Information memoranda are then sent out to these targets (or their advisers) containing basic information about the business, its strategy and its finances. Interested parties submit bids for the business by a specified date, with the lowest bidders ruled out at each round. The highest bidders, perhaps two or three, then submit second round bids. The bidding continues until only one bidder remains. That bidder gets exclusivity on the deal. In effect, that means that they alone go forward to begin more in depth discussions with the vendor and gain access to much more detailed information on the business, before completing the deal at the winning bid price.
The process is open to abuse, however. While a tight auction will focus on five or six likely buyers, it is not uncommon for auctions to involve 25 or 30 parties, only some of whom have a realistic interest or chance of success. With each bidder having its own team of advisers and lawyers working on their bid, it can be time consuming and expensive process, with a limited chance of success. The result is that some private equity houses are actually put off from the auction, rather than encouraged to bid.
"Poorly targeted auctions involving an excessive number of bidders can be an expensive waste of time, with none of the advisors, funders, or vendors benefiting from the experience. They can potentially frustrate the sale process and ultimately depress the asset price." says Carl Wormald, a director at LDC.
Nor does an auction guarantee the best price for the business. The auction process usually imposes strict controls on the timing of bids and the subsequent deal process. This can put off some buyers, usually trade buyers, who tend to be more cautious and can't move quickly enough to meet the auction timetable.
One tactic, which is commonly used by winning bidders, and is guaranteed to cause rumblings among the auction losers, is to bid high purely to gain exclusivity on the deal, with the explicit aim of then chipping the price back down to a more acceptable level once you have full disclosure of the deal documentation.
In the recent auction for Bargain Booze, for example, the winning bid by ECI reportedly began with a seven. Indeed, when the sale story first broke the figure quoted was £370m. But the final deal completed at £363.5m - allegedly not too far from the earlier bids of the losing parties. It is a cunning tactic and one that all private equity houses use. But it's not one that shows auctions in their best light.

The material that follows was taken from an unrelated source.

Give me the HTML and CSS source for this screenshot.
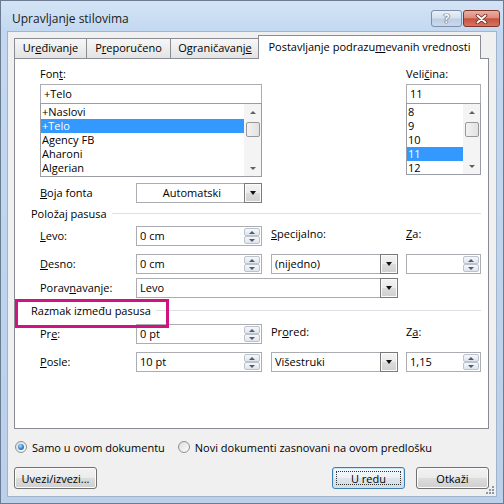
FILE: index.html
```html
<!DOCTYPE html>
<html lang="sr">
<head>
    <meta charset="UTF-8">
    <title>Upravljanje stilovima</title>
    <link rel="stylesheet" href="styles.css">
</head>
<body>
    <div class="window">
        <div class="titlebar">
            <span class="title">Upravljanje stilovima</span>
            <div class="caption">
                <span class="cap help">?</span>
                <span class="cap close">
                    <svg width="13" height="10" viewBox="0 0 13 10">
                        <path d="M2.5 1.5 L10.5 8.5 M10.5 1.5 L2.5 8.5" stroke="#6b2218" stroke-width="3.6" stroke-linecap="round"/>
                        <path d="M2.5 1.5 L10.5 8.5 M10.5 1.5 L2.5 8.5" stroke="#fff" stroke-width="2" stroke-linecap="round"/>
                    </svg>
                </span>
            </div>
        </div>

        <div class="client">
            <div class="tabs">
                <div class="tab t1">Ur<u>e</u>đivanje</div>
                <div class="tab t2">P<u>r</u>eporučeno</div>
                <div class="tab t3">Ograničavanj<u>e</u></div>
                <div class="tab active">Postavljanje podrazu<u>m</u>evanih vrednosti</div>
            </div>

            <div class="panel">
                <div class="font-row">
                    <div class="font-col">
                        <div class="label">Fon<u>t</u>:</div>
                        <div class="textbox">+Telo</div>
                        <div class="listbox">
                            <ul class="items">
                                <li>+Naslovi</li>
                                <li class="sel">+Telo</li>
                                <li>Agency FB</li>
                                <li>Aharoni</li>
                                <li>Algerian</li>
                            </ul>
                            <div class="vscroll"><i class="arr up"></i><i class="thumb"></i><i class="arr dn"></i></div>
                        </div>
                    </div>
                    <div class="size-col">
                        <div class="label">Veli<u>č</u>ina:</div>
                        <div class="textbox">11</div>
                        <div class="listbox small">
                            <ul class="items">
                                <li>8</li>
                                <li>9</li>
                                <li>10</li>
                                <li class="sel">11</li>
                                <li>12</li>
                            </ul>
                            <div class="vscroll"><i class="arr up"></i><i class="thumb"></i><i class="arr dn"></i></div>
                        </div>
                    </div>
                </div>

                <div class="color-row">
                    <span class="row-label"><u>B</u>oja fonta</span>
                    <div class="combo center w126"><span class="val">Automatski</span><span class="ddbtn"></span></div>
                </div>

                <div class="group"><span>Položaj pasusa</span></div>
                <div class="grid pos-grid">
                    <span class="row-label"><u>L</u>evo:</span>
                    <div class="spinbox w126"><span class="val">0 cm</span><span class="spin"><i class="up"></i><i class="dn"></i></span></div>
                    <span class="col-label"><u>S</u>pecijalno:</span>
                    <span class="col-label"><u>Z</u>a:</span>

                    <span class="row-label"><u>D</u>esno:</span>
                    <div class="spinbox w126"><span class="val">0 cm</span><span class="spin"><i class="up"></i><i class="dn"></i></span></div>
                    <div class="combo w127"><span class="val">(nijedno)</span><span class="ddbtn"></span></div>
                    <div class="spinbox w75"><span class="val"></span><span class="spin"><i class="up"></i><i class="dn"></i></span></div>

                    <span class="row-label">Porav<u>n</u>avanje:</span>
                    <div class="combo wide"><span class="val">Levo</span><span class="ddbtn"></span></div>
                </div>

                <div class="group marked"><span>Razmak između pasusa</span></div>
                <div class="grid space-grid">
                    <span class="row-label">Pr<u>e</u>:</span>
                    <div class="spinbox w126"><span class="val">0 pt</span><span class="spin"><i class="up"></i><i class="dn"></i></span></div>
                    <span class="col-label">Pr<u>o</u>red:</span>
                    <span class="col-label">Z<u>a</u>:</span>

                    <span class="row-label"><u>P</u>osle:</span>
                    <div class="spinbox w126"><span class="val">10 pt</span><span class="spin"><i class="up"></i><i class="dn"></i></span></div>
                    <div class="combo w127"><span class="val">Višestruki</span><span class="ddbtn"></span></div>
                    <div class="spinbox w75"><span class="val">1,15</span><span class="spin"><i class="up"></i><i class="dn"></i></span></div>
                </div>
            </div>

            <div class="scope">
                <span class="radio on"></span>
                <span class="radio-text">Samo u ovom dokumentu</span>
                <span class="radio"></span>
                <span class="radio-text">Novi dokumenti zasnovani na ovom predlošku</span>
            </div>

            <div class="actions">
                <button class="btn import">Uvezi/izvezi...</button>
                <button class="btn ok">U redu</button>
                <button class="btn cancel">Otkaži</button>
            </div>

            <svg class="grip" width="11" height="11" viewBox="0 0 11 11">
                <g fill="#8a98a8">
                    <rect x="8" y="2" width="2" height="2"/>
                    <rect x="5" y="5" width="2" height="2"/>
                    <rect x="8" y="5" width="2" height="2"/>
                    <rect x="2" y="8" width="2" height="2"/>
                    <rect x="5" y="8" width="2" height="2"/>
                    <rect x="8" y="8" width="2" height="2"/>
                </g>
            </svg>
        </div>
    </div>
</body>
</html>
```

FILE: styles.css
```css
* {
    margin: 0;
    padding: 0;
    box-sizing: border-box;
}

body {
    width: 504px;
    height: 504px;
    overflow: hidden;
    font-family: "Open Sans", "Noto Sans", sans-serif;
    font-size: 11px;
    color: #000;
}

u {
    text-decoration: underline;
    text-underline-offset: 1px;
}

.window {
    width: 504px;
    height: 504px;
    display: flex;
    flex-direction: column;
    padding: 0 6px 6px;
    border: 1px solid #6b7c92;
    background: linear-gradient(to bottom, #d4e4f6 0, #c3d8f0 30px, #bad0eb 100%);
}

/* Title bar */
.titlebar {
    height: 30px;
    display: flex;
    align-items: flex-start;
}

.title {
    margin: 10px 0 0 5px;
    font-size: 12px;
    line-height: 16px;
    color: #1b1b1b;
}

.caption {
    display: flex;
    gap: 1px;
    margin: 9px -3px 0 auto;
}

.cap {
    height: 17px;
    display: flex;
    align-items: center;
    justify-content: center;
    border: 1px solid;
    border-radius: 3px;
}

.help {
    width: 31px;
    border-color: #7d8ea6;
    background: linear-gradient(to bottom, #e9f0f9 0, #d4e0f0 48%, #bccde4 52%, #cad9ed 100%);
    color: #fff;
    font-weight: bold;
    font-size: 12px;
    text-shadow: 0 0 1px #43536b, 0 0 1px #43536b, 0 0 1px #43536b;
}

.close {
    width: 37px;
    border-color: #80352b;
    background: linear-gradient(to bottom, #eab0a3 0, #dc8c7c 45%, #c7513f 52%, #d57561 100%);
}

/* Client area */
.client {
    flex: 1;
    position: relative;
    padding: 3px 7px 0 6px;
    background: #f0f0f0;
    border: 1px solid #a2b4ca;
}

.tabs {
    display: flex;
    align-items: flex-end;
    height: 23px;
}

.tab {
    height: 20px;
    line-height: 18px;
    text-align: center;
    border: 1px solid #898c95;
    border-bottom: none;
    background: linear-gradient(to bottom, #f7f7f7, #e3e3e3);
}

.t1 { width: 73px; }
.t2 { width: 85px; margin-left: -1px; }
.t3 { width: 90px; margin-left: -1px; }

.tab.active {
    width: 223px;
    height: 24px;
    margin-left: -2px;
    margin-bottom: -1px;
    padding-top: 2px;
    position: relative;
    z-index: 1;
    background: #fff;
}

.panel {
    width: 475px;
    height: 371px;
    padding: 7px 7px 0 16px;
    background: #fff;
    border: 1px solid #898c95;
}

/* Font section */
.font-row {
    display: flex;
    justify-content: space-between;
    margin-left: 9px;
}

.font-col { width: 222px; }
.size-col { width: 75px; }

.label {
    height: 15px;
    line-height: 15px;
    margin-bottom: 3px;
}

.textbox {
    height: 20px;
    line-height: 18px;
    padding-left: 3px;
    background: #fff;
    border: 1px solid #abadb3;
}

.listbox {
    display: flex;
    height: 74px;
    margin-top: -1px;
    background: #fff;
    border: 1px solid #9a9da4;
}

.listbox.small { height: 72px; }

.items {
    flex: 1;
    list-style: none;
    padding-top: 1px;
}

.items li {
    height: 14px;
    line-height: 14px;
    padding-left: 1px;
}

.items li.sel {
    background: #3399ff;
    color: #fff;
}

.vscroll {
    width: 17px;
    display: flex;
    flex-direction: column;
    align-items: center;
    background: #f4f4f4;
}

.arr {
    width: 17px;
    height: 16px;
    display: flex;
    align-items: center;
    justify-content: center;
}

.arr::before {
    content: "";
    border-left: 3px solid transparent;
    border-right: 3px solid transparent;
}

.arr.up::before { border-bottom: 3px solid #606060; }
.arr.dn::before { border-top: 3px solid #606060; }

.arr.dn { margin-top: auto; }

.thumb {
    width: 14px;
    height: 15px;
    margin-top: 2px;
    border: 1px solid #989898;
    border-radius: 2px;
    background: linear-gradient(to right, #f2f2f2, #e2e2e2);
}

/* Rows with labels */
.color-row {
    display: flex;
    align-items: center;
    margin: 6px 0 0 9px;
}

.row-label {
    width: 96px;
    line-height: 20px;
}

.combo,
.spinbox {
    height: 20px;
    display: flex;
    background: #fff;
    border: 1px solid #abadb3;
}

.combo .val,
.spinbox .val {
    flex: 1;
    line-height: 18px;
    padding-left: 3px;
}

.combo.center .val {
    text-align: center;
}

.w126 { width: 126px; }
.w127 { width: 127px; }
.w75 { width: 75px; }

.ddbtn {
    width: 18px;
    margin: -1px -1px -1px 0;
    display: flex;
    align-items: center;
    justify-content: center;
    border: 1px solid #7a7a7a;
    background: linear-gradient(to bottom, #f3f3f3 0, #ebebeb 50%, #dcdcdc 51%, #d0d0d0 100%);
    box-shadow: inset 0 0 0 1px #fbfbfb;
}

.ddbtn::before {
    content: "";
    border-left: 3px solid transparent;
    border-right: 3px solid transparent;
    border-top: 4px solid #111;
}

.spin {
    width: 17px;
    display: flex;
    flex-direction: column;
    padding: 1px 1px 1px 0;
}

.spin i {
    flex: 1;
    display: flex;
    align-items: center;
    justify-content: center;
    border: 1px solid #bcc3cc;
    border-radius: 2px;
    background: linear-gradient(to bottom, #f6f8fa, #dfe5ec);
}

.spin i::before {
    content: "";
    border-left: 3px solid transparent;
    border-right: 3px solid transparent;
}

.spin .up::before { border-bottom: 3px solid #4f5c70; }
.spin .dn::before { border-top: 3px solid #4f5c70; }

/* Group headers */
.group {
    display: flex;
    align-items: center;
    line-height: 15px;
    margin-top: 3px;
}

.group::after {
    content: "";
    flex: 1;
    margin-left: 5px;
    border-top: 1px solid #dde1e5;
}

.group.marked {
    margin-top: 5px;
}

.group.marked span {
    position: relative;
}

.group.marked span::before {
    content: "";
    position: absolute;
    left: -16px;
    top: -4px;
    width: 148px;
    height: 23px;
    border: 3px solid #d0137e;
    z-index: 1;
}

.grid {
    display: grid;
    grid-template-columns: 96px 135px 135px 75px;
    align-items: start;
    margin-left: 9px;
}

.pos-grid {
    margin-top: 5px;
    grid-template-rows: 28px 24px 20px;
}

.space-grid {
    margin-top: 6px;
    grid-template-rows: 28px 20px;
}

.col-label {
    line-height: 15px;
}

.combo.wide {
    grid-column: 2 / 4;
    width: 262px;
}

/* Scope radios */
.scope {
    display: flex;
    align-items: center;
    height: 16px;
    margin-top: 10px;
    padding-left: 1px;
}

.radio {
    width: 12px;
    height: 12px;
    position: relative;
    border-radius: 50%;
    border: 1px solid #8e8f8f;
    background: linear-gradient(135deg, #dcdcdc, #fdfdfd);
}

.radio.on::after {
    content: "";
    position: absolute;
    left: 2px;
    top: 2px;
    width: 6px;
    height: 6px;
    border-radius: 50%;
    background: radial-gradient(circle at 40% 35%, #b4e2ff 0, #3d8fd8 45%, #16508f 100%);
}

.radio-text {
    margin: 0 13px 0 5px;
}

/* Buttons */
.actions {
    display: flex;
    margin-top: 12px;
}

.btn {
    height: 22px;
    font: inherit;
    color: #000;
    text-align: center;
    border: 1px solid #707070;
    border-radius: 3px;
    background: linear-gradient(to bottom, #f2f2f2 0, #ebebeb 49%, #dddddd 50%, #cfcfcf 100%);
    box-shadow: inset 0 0 0 1px #fcfcfc;
}

.import { width: 83px; }

.ok {
    width: 73px;
    margin-left: auto;
    position: relative;
    border-color: #3c7fb1;
    box-shadow: inset 0 0 0 1px #c6e6f8;
    background: linear-gradient(to bottom, #f4f8fb 0, #ecf1f5 49%, #dfe6ec 50%, #d3dde6 100%);
}

.ok::after {
    content: "";
    position: absolute;
    left: 3px;
    right: 3px;
    top: 3px;
    bottom: 3px;
    border: 1px dotted #333;
}

.cancel {
    width: 73px;
    margin-left: 11px;
}

.grip {
    position: absolute;
    right: 1px;
    bottom: 1px;
}
```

Tim Hamilton, corporate finance partner at Addleshaw Goddard, says: "There's definitely a question mark over whether the auction process leads to a better price or is simply an over-transparent process. I would be interested to see how many times the price offered at the point of exclusivity is the price actually paid, and the extent to which the ultimate price is still an improvement on the true market value. And if it is over the market value, then unless the bidder has a particular angle, it just stores up trouble for the future."